Jesus Cristo, representado por Rodrigo Santoro (Ben Hur 2016) |
Temos dificuldade de ouvir o outro. Às vezes, ouvimos
de forma truncada e seletiva. Ou, então, simplesmente não ouvimos. Em outras
ocasiões, nos expressamos mal, não conseguimos dizer tudo que desejamos ou
simplesmente nos calamos. Há colocações fora de hora, palavras truncadas e interpretações
equivocadas. Todo mundo fala, todo mundo ouve, mas ninguém se entende. Dos
obstáculos à comunicação surgem as dificuldades no casamento, na família e na
comunidade em que vivemos. O surdo e gago levado a Jesus representa cada um de
nós em nossas dificuldades relacionais de compreender e ser compreendido (pág. 94).
Mas
o que o futuro nos reserva? Que tipo de revelação temos que ter acesso para
sair desta espiral de incomunicabilidade e ganância material?
Revelação
O texto do Evangelho nos diz que, logo depois da pesca
milagrosa, Simão Pedro “prostou-se aos pés de Jesus dizendo: Senhor, retira-te
de mim, porque sou pecador”. O que aconteceu a Pedro continuou acontecendo a
milhares de homens e mulheres ao longo da história, e até os dias de hoje.
Encontramo-nos com Jesus Cristo e não conseguimos mais permanecer de pé, caímos
diante Dele. Sua presença desarma nosso espírito e também nosso corpo. Algumas
vezes, a experiência do encontro divino altera o batimento cardíaco, provoca
uma lágrima no canto do olho ou um longo e profundo suspiro (pág. 83).
A revelação,
processada como acima descrita por Ludovico, é apenas o estopim da mudança.
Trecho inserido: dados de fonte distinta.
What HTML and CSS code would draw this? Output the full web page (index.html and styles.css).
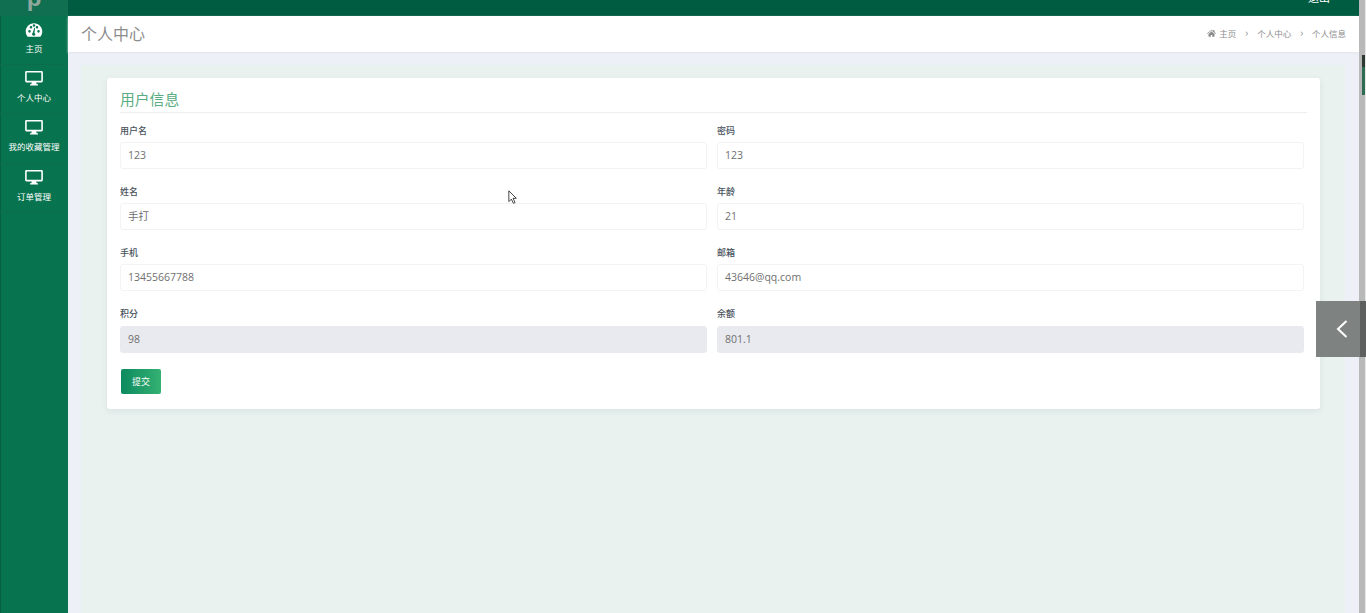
FILE: index.html
```html
<!DOCTYPE html>
<html lang="zh">
<head>
<meta charset="utf-8">
<title>个人信息</title>
<link rel="stylesheet" href="styles.css">
</head>
<body>
<div class="app">
  <aside class="sidebar">
    <div class="logo"><span class="logo-p">p</span></div>
    <nav class="nav">
      <a class="nav-item">
        <svg class="nav-icon nav-icon-wide" viewBox="0 0 24 20"><path fill="#fff" fill-rule="evenodd" d="M12 1C5.600 1 1 6 1 12c0 2.500.8 4.800 2.200 6.500.3.400.7.500 1.200.5h15.200c.5 0 .9-.1 1.200-.5C22.200 16.800 23 14.500 23 12 23 6 18.400 1 12 1zM6 13.500a1.700 1.700 0 1 1 0-3.400 1.700 1.700 0 0 1 0 3.400zM8 8a1.700 1.700 0 1 1 0-3.400A1.700 1.700 0 0 1 8 8zm4-2.200a1.700 1.700 0 1 1 0-3.400 1.700 1.700 0 0 1 0 3.400zM13.800 15.500a2.200 2.200 0 1 1-3.500-1.800L12.500 7l1 .3-1 6.600c.8.200 1.300.8 1.300 1.600zM18 13.500a1.700 1.700 0 1 1 0-3.400 1.700 1.700 0 0 1 0 3.400zM16 8a1.700 1.700 0 1 1 0-3.400A1.700 1.700 0 0 1 16 8z"/></svg>
        <span class="nav-label">主页</span>
      </a>
      <a class="nav-item">
        <svg class="nav-icon" viewBox="0 0 20 18"><path fill="#fff" fill-rule="evenodd" d="M1.500 1h17A1.500 1.500 0 0 1 20 2.500v10a1.500 1.500 0 0 1-1.500 1.500h-6l.5 2h1.500v1.300h-9V16H7l.5-2h-6A1.500 1.500 0 0 1 0 12.500v-10A1.500 1.500 0 0 1 1.500 1zM1.800 2.800v9.400h16.400V2.800z"/></svg>
        <span class="nav-label">个人中心</span>
      </a>
      <a class="nav-item">
        <svg class="nav-icon" viewBox="0 0 20 18"><path fill="#fff" fill-rule="evenodd" d="M1.500 1h17A1.500 1.500 0 0 1 20 2.500v10a1.500 1.500 0 0 1-1.500 1.500h-6l.5 2h1.500v1.300h-9V16H7l.5-2h-6A1.500 1.500 0 0 1 0 12.500v-10A1.500 1.500 0 0 1 1.500 1zM1.800 2.800v9.400h16.400V2.800z"/></svg>
        <span class="nav-label">我的收藏管理</span>
      </a>
      <a class="nav-item">
        <svg class="nav-icon" viewBox="0 0 20 18"><path fill="#fff" fill-rule="evenodd" d="M1.500 1h17A1.500 1.500 0 0 1 20 2.500v10a1.500 1.500 0 0 1-1.500 1.500h-6l.5 2h1.500v1.300h-9V16H7l.5-2h-6A1.500 1.500 0 0 1 0 12.500v-10A1.500 1.500 0 0 1 1.500 1zM1.800 2.800v9.400h16.400V2.800z"/></svg>
        <span class="nav-label">订单管理</span>
      </a>
    </nav>
  </aside>
  <div class="main">
    <header class="topbar"><span class="top-user">退出</span></header>
    <div class="page-head">
      <h1 class="page-title">个人中心</h1>
      <ol class="crumbs">
        <li class="crumb"><svg class="home" viewBox="0 0 12 10"><path fill="#8a8a8a" d="M6 .5 0 5.500l.6.700L6 1.800l5.400 4.400.6-.7-2-1.700V1H8.500v1.300zM2 6.200V10h3V7.500h2V10h3V6.200L6 3z"/></svg>主页</li>
        <li class="sep">›</li>
        <li class="crumb">个人中心</li>
        <li class="sep">›</li>
        <li class="crumb">个人信息</li>
      </ol>
    </div>
    <main class="content">
      <section class="card">
        <h2 class="card-title">用户信息</h2>
        <form class="form">
          <div class="field"><label class="label">用户名</label><div class="input">123</div></div>
          <div class="field"><label class="label">密码</label><div class="input">123</div></div>
          <div class="field"><label class="label">姓名</label><div class="input">手打</div></div>
          <div class="field"><label class="label">年龄</label><div class="input">21</div></div>
          <div class="field"><label class="label">手机</label><div class="input">13455667788</div></div>
          <div class="field"><label class="label">邮箱</label><div class="input">43646@qq.com</div></div>
          <div class="field"><label class="label">积分</label><div class="input readonly">98</div></div>
          <div class="field"><label class="label">余额</label><div class="input readonly">801.1</div></div>
        </form>
        <button class="submit" type="button">提交</button>
      </section>
    </main>
  </div>
  <div class="scrollbar"><span class="scroll-thumb"></span></div>
</div>
<div class="side-toggle"><svg viewBox="0 0 14 20" class="chev"><path fill="none" stroke="#fff" stroke-width="2" d="M11.500 2 3 10l8.500 8"/></svg></div>
<svg class="cursor" viewBox="0 0 12 18"><path fill="#fff" stroke="#222" stroke-width="1" d="M1 1v13l3-3 2.500 5 2-1-2.500-5h4z"/></svg>
</body>
</html>
```
FILE: styles.css
```css
* { box-sizing: border-box; }
html, body { margin: 0; height: 100%; overflow: hidden; }
body { font-family: "Noto Sans CJK SC", "Open Sans", "Liberation Sans", sans-serif; color: #444; background: #eef0f7; }
.app { display: flex; height: 613px; }
.sidebar { width: 68px; flex: none; background: #08744f; box-shadow: inset 1px 0 #06613f; display: flex; flex-direction: column; }
.logo { height: 16px; background: #0f6f50; overflow: hidden; display: flex; justify-content: center; }
.logo-p { font: bold 24px/1 "Liberation Sans", sans-serif; color: #8fa89e; margin-top: -14px; }
.nav { display: flex; flex-direction: column; }
.nav-item { height: 49.200px; display: flex; flex-direction: column; align-items: center; padding-top: 6px; border-bottom: 1px solid #0b6d4d; }
.nav-icon { width: 18px; height: 16px; display: block; margin-top: -1px; }
.nav-icon-wide { height: 16px; margin-top: 0; margin-bottom: -1px; }
.nav-label { font-size: 8.500px; line-height: 14px; color: #fff; margin-top: 4px; white-space: nowrap; }
.main { width: 1291px; flex: none; display: flex; flex-direction: column; }
.topbar { height: 16px; background: #005c41; display: flex; justify-content: flex-end; overflow: hidden; padding-right: 29px; }
.top-user { font-size: 11px; line-height: 1; color: #fff; margin-top: -8px; }
.page-head { height: 36px; background: #fff; box-shadow: 0 1px 2px #dfe3ec; display: flex; align-items: center; justify-content: space-between; padding: 0 13px 3px 13px; position: relative; }
.page-title { margin: 0; font-size: 16px; font-weight: 400; color: #8c8c8c; line-height: 36px; }
.crumbs { list-style: none; margin: 0; padding: 0; display: flex; align-items: center; gap: 8.750px; font-size: 8.500px; color: #8c8c8c; }
.crumb { display: flex; align-items: center; gap: 3px; }
.sep { font-size: 11px; line-height: 1; }
.home { width: 9px; height: 8px; }
.content { flex: 1; margin: 13px 14px 0 13px; background: #e9f2ee; padding: 13px 26px 0; }
.card { width: 1213px; height: 331px; background: #fff; border-radius: 3px; box-shadow: 0 2px 6px #d8e2e3; padding: 10px 13px; }
.card-title { margin: 0; font-size: 14.800px; font-weight: 400; line-height: 22px; height: 25px; color: #5aad82; border-bottom: 1px solid #eceeef; }
.form { display: grid; grid-template-columns: 587px 587px; column-gap: 10px; row-gap: 16px; margin-top: 10.500px; }
.field { display: flex; flex-direction: column; }
.label { font-size: 9px; font-weight: 500; line-height: 13px; height: 18.300px; color: #48525c; }
.input { height: 27px; border: 1px solid #f2f3f5; border-radius: 3px; padding: 0 7px; font-size: 10.500px; line-height: 25px; color: #707070; font-family: "Open Sans", "Noto Sans CJK SC", sans-serif; }
.readonly { background: #e8eaef; border-color: #e8eaef; }
.submit { display: block; margin: 16px 0 0 1px; width: 40px; height: 25px; padding: 0; border: 0; border-radius: 2px; background: linear-gradient(90deg, #0d8a5f, #34b172); color: #fff; font-family: inherit; font-size: 9px; }
.scrollbar { width: 7px; flex: none; background: #b8b8b8; border-right: 1px solid #e8e8e8; position: relative; }
.scroll-thumb { position: absolute; left: 3px; right: 0; top: 55px; height: 40px; background: linear-gradient(#2c3a33 30%, #2f6b52 30%); }
.side-toggle { position: absolute; left: 1316px; top: 301px; width: 50px; height: 56px; background: linear-gradient(90deg, #7e8280 44px, #5e605f 44px); display: flex; align-items: center; padding-left: 19px; }
.chev { width: 14px; height: 20px; }
.cursor { position: absolute; left: 508px; top: 190px; width: 10px; height: 15px; }
```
Algo de milagrosa, algo de querer interior, não importa. O que vale aqui é que
não se perca o momento e se possa seguir em frente, aproveitando esta
oportunidade para construir um mundo melhor, a partir das próprias atitudes. “É
um erro acreditar que Deus precisa de uma Igreja perfeita para realizar a obra
da redenção” (pág. 79). Ele precisa de cada um de nós! “Deus nos confia uma
missão, um chamado, uma tarefa. Ele nos quer a Seu serviço, espalhando Sua
mensagem de amor e esperança por todo o mundo. Deseja que sejamos instrumentos em
Suas mãos para construir um mundo melhor, mais pacífico, mais justo, com mais
generosidade e solidariedade. É através do amor ao próximo que realmente
encontramos um significado para a nossa vida” (pág. 86).
E será que, nessa
jornada, na nossa peregrinação, nosso rebanho tem que ser de uma única ovelha?
Será que esse esforço por transformar o mundo não seria melhor se fosse feito
dividindo-o com aqueles que mais se importam conosco e vice-versa? Acredito que
sim. Quanto mais bem acompanhados estivermos nessa linda aventura de escrever
nossa própria história melhor. Porém, para “conhecer e definir alguém há que se
aguardar paciente e silenciosamente que o outro se revele, se exponha, num
processo lento e gradual. Só assim podemos ser visitados pela singularidade e
unicidade do outro que se revela. Só então podemos descrever essa pessoa, ainda
que de forma inconclusiva, a partir do conhecimento baseado no convívio e na
amizade” (pág. 176). E a partir daí elegê-lo como um daqueles com os quais
partilharemos as dores e as alegrias de nossa vida.
Enfim, o que o futuro nos reserva?
Dependendo dos
objetivos que traçarmos, esta caminhada sofrerá mais ou menos desvios. As
pedras, os obstáculos, serão tão maiores como os enxergarmos ou como venhamos a
enfrentá-los.
“Para aqueles que
aspiram a eternidade, Jesus Cristo diz que é amando que a alcançaremos. Não se
trata de uma doutrina ou de uma religião, mas do exercício cotidiano de amar a
Deus e ao próximo como a nós mesmos. A qualidade de nossos vínculos e dos
nossos afetos são eternos. O amor é divino, perene, santo e jamais passará. A
vida eterna tem a ver com nosso amor a Deus e o cultivo desse relacionamento
através da nossa devoção e oração em segredo, isto é, fora do público. Mas
também é amar e servir ao nosso próximo. Cuidar do próximo como cuidamos de nós
mesmos. Isso é resultado do exercício possível da afetividade no dia a dia, em
outras palavras, tem a ver com o aqui e o agora, com o chão da vida. Viver a
vida cotidiana determina a nossa vida eterna” (pág. 102).
O livro de
Laurentino Gomes e Osmar Ludovico nos serve, assim, como uma breve mensagem e
indicação de como darmos os primeiros passos rumo à vida eterna. E com
inspiração divina, tudo fica mais fácil.